── Provided information
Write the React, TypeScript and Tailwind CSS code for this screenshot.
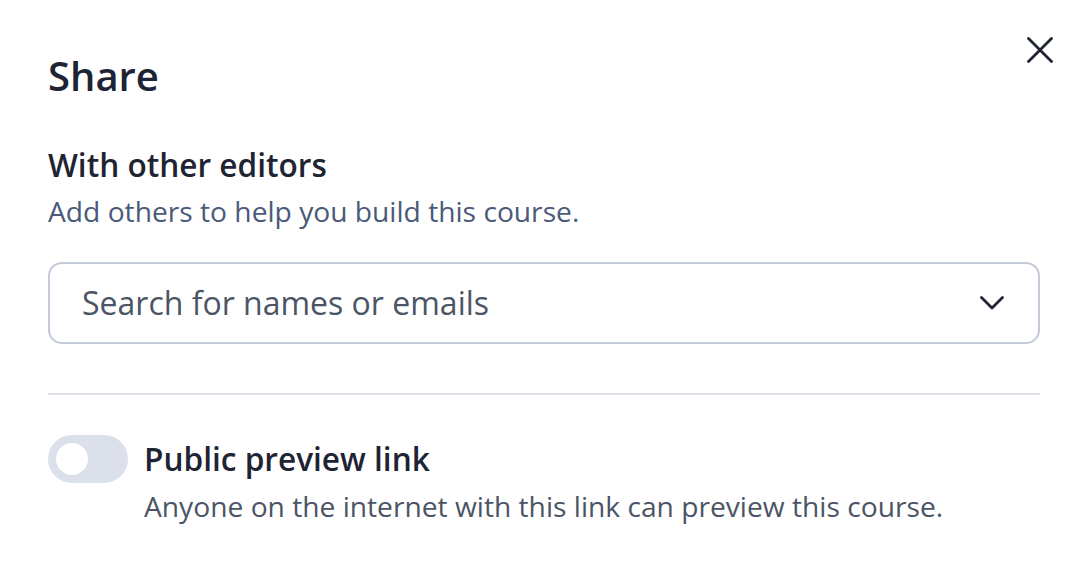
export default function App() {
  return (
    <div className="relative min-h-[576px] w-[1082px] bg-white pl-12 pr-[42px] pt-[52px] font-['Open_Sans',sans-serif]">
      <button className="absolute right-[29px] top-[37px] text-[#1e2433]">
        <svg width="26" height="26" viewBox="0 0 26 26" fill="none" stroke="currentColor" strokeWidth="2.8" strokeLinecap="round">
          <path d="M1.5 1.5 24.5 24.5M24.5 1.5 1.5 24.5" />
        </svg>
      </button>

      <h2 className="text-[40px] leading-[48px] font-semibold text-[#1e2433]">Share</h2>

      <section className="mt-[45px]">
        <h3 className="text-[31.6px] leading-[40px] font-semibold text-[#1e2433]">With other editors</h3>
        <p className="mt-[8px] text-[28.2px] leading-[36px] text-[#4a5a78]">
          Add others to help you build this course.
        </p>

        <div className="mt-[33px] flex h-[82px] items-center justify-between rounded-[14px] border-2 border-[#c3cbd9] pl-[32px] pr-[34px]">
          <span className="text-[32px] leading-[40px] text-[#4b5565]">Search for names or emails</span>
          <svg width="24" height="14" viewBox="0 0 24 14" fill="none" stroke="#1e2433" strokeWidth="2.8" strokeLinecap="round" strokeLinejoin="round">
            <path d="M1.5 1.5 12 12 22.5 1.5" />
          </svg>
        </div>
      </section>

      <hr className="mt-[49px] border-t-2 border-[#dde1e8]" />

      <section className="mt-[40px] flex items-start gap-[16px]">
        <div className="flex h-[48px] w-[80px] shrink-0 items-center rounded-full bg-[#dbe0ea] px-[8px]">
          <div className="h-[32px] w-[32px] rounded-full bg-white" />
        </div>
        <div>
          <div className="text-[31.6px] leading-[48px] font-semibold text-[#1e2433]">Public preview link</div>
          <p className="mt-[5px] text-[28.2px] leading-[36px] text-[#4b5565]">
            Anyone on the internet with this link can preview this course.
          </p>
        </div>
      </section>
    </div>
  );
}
────
── Provided information
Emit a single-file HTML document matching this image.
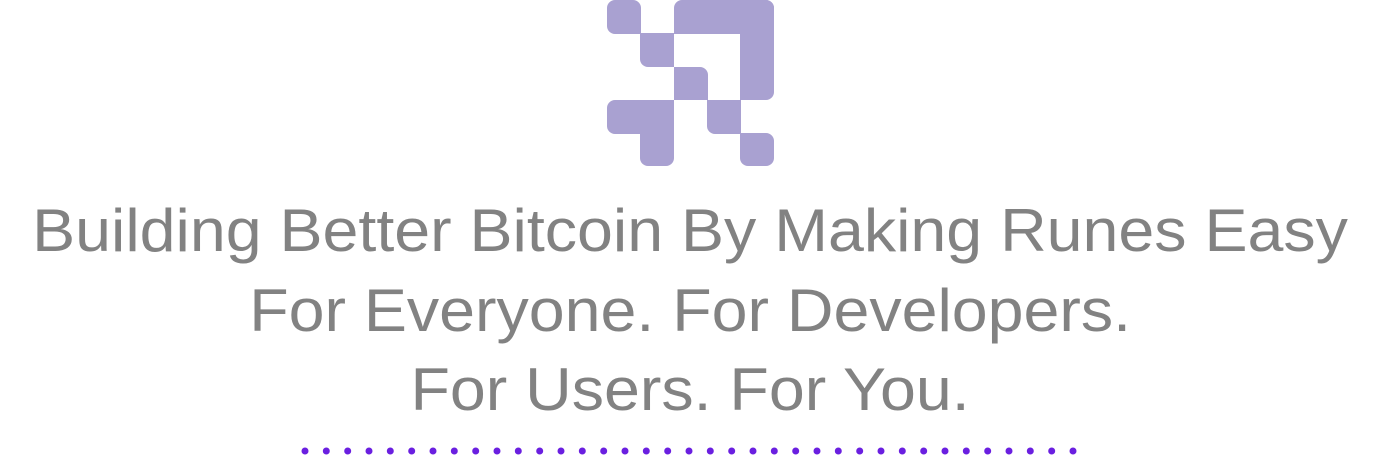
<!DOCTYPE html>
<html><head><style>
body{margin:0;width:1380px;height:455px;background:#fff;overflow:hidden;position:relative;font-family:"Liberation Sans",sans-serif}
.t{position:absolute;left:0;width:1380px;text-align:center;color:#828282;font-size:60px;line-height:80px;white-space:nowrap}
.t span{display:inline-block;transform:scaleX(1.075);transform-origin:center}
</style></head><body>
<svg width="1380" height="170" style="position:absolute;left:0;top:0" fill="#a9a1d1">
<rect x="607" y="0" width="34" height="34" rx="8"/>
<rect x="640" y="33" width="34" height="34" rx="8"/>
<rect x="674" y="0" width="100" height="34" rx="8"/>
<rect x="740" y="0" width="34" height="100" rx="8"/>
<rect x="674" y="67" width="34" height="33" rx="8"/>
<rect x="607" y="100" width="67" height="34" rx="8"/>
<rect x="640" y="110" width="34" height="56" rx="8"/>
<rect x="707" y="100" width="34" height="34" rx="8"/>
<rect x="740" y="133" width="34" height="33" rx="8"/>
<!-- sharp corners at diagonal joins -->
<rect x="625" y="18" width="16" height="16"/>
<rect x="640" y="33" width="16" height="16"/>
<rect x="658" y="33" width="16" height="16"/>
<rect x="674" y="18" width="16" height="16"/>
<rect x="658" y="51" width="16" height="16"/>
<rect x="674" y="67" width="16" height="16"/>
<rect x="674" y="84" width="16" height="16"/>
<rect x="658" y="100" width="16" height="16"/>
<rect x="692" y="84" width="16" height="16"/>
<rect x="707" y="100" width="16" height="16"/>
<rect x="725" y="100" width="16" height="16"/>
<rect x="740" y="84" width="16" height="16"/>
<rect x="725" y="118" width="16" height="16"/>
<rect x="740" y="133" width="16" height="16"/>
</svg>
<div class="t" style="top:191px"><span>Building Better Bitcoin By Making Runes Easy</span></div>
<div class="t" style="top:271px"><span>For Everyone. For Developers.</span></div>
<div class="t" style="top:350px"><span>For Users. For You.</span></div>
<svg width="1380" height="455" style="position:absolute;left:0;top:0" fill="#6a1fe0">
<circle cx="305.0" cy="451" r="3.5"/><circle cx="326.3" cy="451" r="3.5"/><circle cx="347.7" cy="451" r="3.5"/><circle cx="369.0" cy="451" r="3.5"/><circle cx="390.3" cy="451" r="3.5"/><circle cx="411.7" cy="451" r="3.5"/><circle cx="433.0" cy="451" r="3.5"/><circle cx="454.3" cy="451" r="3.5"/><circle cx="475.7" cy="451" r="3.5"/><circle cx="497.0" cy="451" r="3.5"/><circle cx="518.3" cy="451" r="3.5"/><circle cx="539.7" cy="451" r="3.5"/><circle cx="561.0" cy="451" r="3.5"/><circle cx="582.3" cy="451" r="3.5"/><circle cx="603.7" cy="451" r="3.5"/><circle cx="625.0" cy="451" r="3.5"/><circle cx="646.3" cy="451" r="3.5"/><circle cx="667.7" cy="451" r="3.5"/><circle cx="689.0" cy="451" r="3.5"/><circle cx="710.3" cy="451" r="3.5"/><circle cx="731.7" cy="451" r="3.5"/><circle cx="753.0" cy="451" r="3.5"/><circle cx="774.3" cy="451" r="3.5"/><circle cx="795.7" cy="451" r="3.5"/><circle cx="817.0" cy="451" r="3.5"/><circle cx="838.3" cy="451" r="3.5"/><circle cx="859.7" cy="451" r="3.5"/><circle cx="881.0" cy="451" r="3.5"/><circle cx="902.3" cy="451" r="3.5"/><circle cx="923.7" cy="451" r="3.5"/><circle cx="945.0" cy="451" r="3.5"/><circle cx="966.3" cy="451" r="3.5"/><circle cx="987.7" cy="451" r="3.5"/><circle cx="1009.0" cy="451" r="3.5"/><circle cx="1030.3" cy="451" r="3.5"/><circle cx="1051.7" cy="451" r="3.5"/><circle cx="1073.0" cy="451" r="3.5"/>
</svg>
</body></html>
────
Of all the lines above, how many contain "this"? Give the number and nothing more.

4